New Muralist Chris Wyrick Hits Home with Lenny Kravitz
In a mural collaboration with Lenny Kravitz that was featured in Architectural Digest, the latest addition to the B&A roster, muralist Chris Wyrick, headed to Lenny Kravitz's home to create a space that truly honors the artist.
From a young age, Chris Wyrick was immersed in a world of creativity. Having his father working as a museum director, Chris was brought up in a world that was filled with paintings, sculptures, and art. “I’m really interested in transforming space. I spend a lot of time outdoors, my love of surfing and things that take place in the outside world come into my work, and I’m really excited about using natural forms, exploring them in scale to change the perspective of them and people’s experience with them. Ultimately I’m like a little kid in a lot of my beliefs, I believe in heroes. I’m really obsessed with mystery and magic so I’m trying to bring more of that into the world.”

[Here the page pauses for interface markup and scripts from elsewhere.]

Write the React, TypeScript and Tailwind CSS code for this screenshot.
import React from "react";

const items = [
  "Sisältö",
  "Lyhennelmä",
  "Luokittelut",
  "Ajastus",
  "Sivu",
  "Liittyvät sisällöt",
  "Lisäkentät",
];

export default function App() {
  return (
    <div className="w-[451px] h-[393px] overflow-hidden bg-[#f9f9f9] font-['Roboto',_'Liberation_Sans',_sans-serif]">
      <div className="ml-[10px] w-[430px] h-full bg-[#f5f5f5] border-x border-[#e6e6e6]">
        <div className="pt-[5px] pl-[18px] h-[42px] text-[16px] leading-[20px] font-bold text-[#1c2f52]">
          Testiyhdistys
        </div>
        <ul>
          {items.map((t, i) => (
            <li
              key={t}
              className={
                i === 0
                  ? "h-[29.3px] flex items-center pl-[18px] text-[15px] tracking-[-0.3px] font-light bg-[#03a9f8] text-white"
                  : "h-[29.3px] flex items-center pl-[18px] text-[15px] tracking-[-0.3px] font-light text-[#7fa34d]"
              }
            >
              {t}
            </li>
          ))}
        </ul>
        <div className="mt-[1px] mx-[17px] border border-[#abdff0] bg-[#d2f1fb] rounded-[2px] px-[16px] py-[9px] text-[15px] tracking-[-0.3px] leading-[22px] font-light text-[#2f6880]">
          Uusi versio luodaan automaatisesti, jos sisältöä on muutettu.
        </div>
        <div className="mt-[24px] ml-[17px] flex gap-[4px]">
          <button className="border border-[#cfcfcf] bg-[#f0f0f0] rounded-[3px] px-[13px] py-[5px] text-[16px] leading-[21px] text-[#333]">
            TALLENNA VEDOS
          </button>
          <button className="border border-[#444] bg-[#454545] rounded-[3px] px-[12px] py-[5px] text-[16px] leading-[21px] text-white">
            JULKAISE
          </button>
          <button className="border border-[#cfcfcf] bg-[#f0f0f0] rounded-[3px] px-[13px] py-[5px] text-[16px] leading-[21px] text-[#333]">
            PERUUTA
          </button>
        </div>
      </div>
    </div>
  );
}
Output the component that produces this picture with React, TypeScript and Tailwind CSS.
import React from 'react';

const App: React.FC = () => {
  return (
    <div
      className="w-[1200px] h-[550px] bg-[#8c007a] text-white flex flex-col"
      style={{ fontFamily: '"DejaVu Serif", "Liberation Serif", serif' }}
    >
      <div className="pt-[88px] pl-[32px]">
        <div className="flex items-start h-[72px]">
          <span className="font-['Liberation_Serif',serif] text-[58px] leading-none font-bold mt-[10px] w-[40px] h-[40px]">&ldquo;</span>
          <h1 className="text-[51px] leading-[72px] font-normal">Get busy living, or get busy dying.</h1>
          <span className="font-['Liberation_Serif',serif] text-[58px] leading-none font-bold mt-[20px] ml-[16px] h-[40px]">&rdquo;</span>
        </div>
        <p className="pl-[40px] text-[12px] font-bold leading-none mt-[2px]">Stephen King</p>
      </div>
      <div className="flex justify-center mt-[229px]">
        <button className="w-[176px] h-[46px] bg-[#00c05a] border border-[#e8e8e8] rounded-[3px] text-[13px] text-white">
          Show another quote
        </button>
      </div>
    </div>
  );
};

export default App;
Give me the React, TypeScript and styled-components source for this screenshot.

For their first collaboration, Chris arrived at Lenny’s home in Brazil and didn’t leave for the next 30 days. “It all started when the head of his design firm, Kirsten Mattila, was doing some work in LA, saw my murals, and asked me to come down to Lenny’s ranch in Brazil to paint the guest house. I worked with her to develop a palm themed pattern that had a camouflage feel to it. We went back and forth for quite a long time working on the palette and scale of the mural. When we got to a good place, they flew me down to Brazil and I got there just enough ahead of Lenny to do some tests on the wall to show him the scale of what we were thinking. It’s funny, I was supposed to go down there for ten days and even though the guest house was to be finished in that time, it was gonna be a stretch because it’s a really large interior. But when I landed they said, “you know Lenny saw some other things that you’ve done and he’s interested in you looking at his master bedroom suite and the media room in the house, and the project just grew from there.”
“I really first got started on the project one night. Lenny is a total night owl and he’s obsessive about spaces and interiors. He just gets into this sort of amazing manic place. It was about 11:00 at night and I was working in the guest house and he came over to borrow a paintbrush. He had this vision in the main house which at the time was all just white walls and he envisioned these big triangles there. He wanted to reach a clean, simple, African-inspired aesthetic. We painted until 3 AM and had created a series of different triangles snaking their way through the main hallway all through the house. It was an amazing experience.”
“There were so many influences and inspirations that he wanted to reference. In the bedroom, he wanted to stick with the natural theme but at the same time wanted a sequence and some of that grit, Andy Warhol-esque. He was very clear, he wanted a very masculine but delicate piece and it was my job to balance all these different things he was throwing at me. He had this incredibly beautiful vintage bed with a ray of warm pink to yellow to orange to brown colors that felt very 70s. The first iteration we tried the palms using the palette of his bed. I painted for about two days and he came in and he kept looking at it on and off and finally, he posed the question ‘Is this working?’,” explained Chris. “The next morning, there were some local painters that he had working on the house and they came in so quickly and painted over everything. It kind of took me back a little bit how fast it was removed. As soon as he realized it wasn’t working, it was just gone. And we immediately started again the following day. Collaborating is at the core of my work, but it’s usually on the front-end, talking about design, so to have this moment where we really connected in that place, over that space, was incredible.”
Alongside these unexpected magic moments, creating with Lenny Kravitz meant one thing for sure: they were listening to music throughout the process. “We listened to a lot of things, but mostly jazz. Lenny had a connection to Miles Davis when he was young, he got to meet Miles and see him perform. It was a really powerful influence on him. I think jazz is a way, way bigger influence on his music than a lot of people would realize. We both share a huge love of early fusion jazz from the 60s and 70s, the stuff that Miles was doing. If we weren’t listening to jazz, we were listening to Led Zeppelin, the Stones, a lot of heavy early rock.”
Where other projects have also had Chris on site for a month or longer, not all experiences have been as artistically immersive with other creatives, as this one. As if Chris’s experience at the Kravitz home wasn’t already a whirlwind experience, Lenny opened his home to his entire band to prepare for their soon-departing world tour. “I think one of the reasons that this project worked the way it did was because Lenny is such a real person, he’s completely authentic, it’s not a big show. He loves being around people and working with people. He creates a family situation, so in Brazil, we all ate lunch and dinner together, every day, around a big table. He had one of the heads of Kravitz Design there with me, and there was a rotating group of creatives. He invited friends of his like Rodney Burns of Church Boutique, LA and an artist named Noah Becker, there was a painter that lives in Berlin and he and his girlfriend came and painted on-site as well, and his biographer David Ritz came from LA. He had a couple of friends come to help with the Architectural Digest shoot, so it was a very interesting group of people. It really was this bonding moment where we all got to know each other in the creative process, and actually create.”
This was one of four collaborations for Chris with Lenny Kravitz, and he hopes it won’t be the last.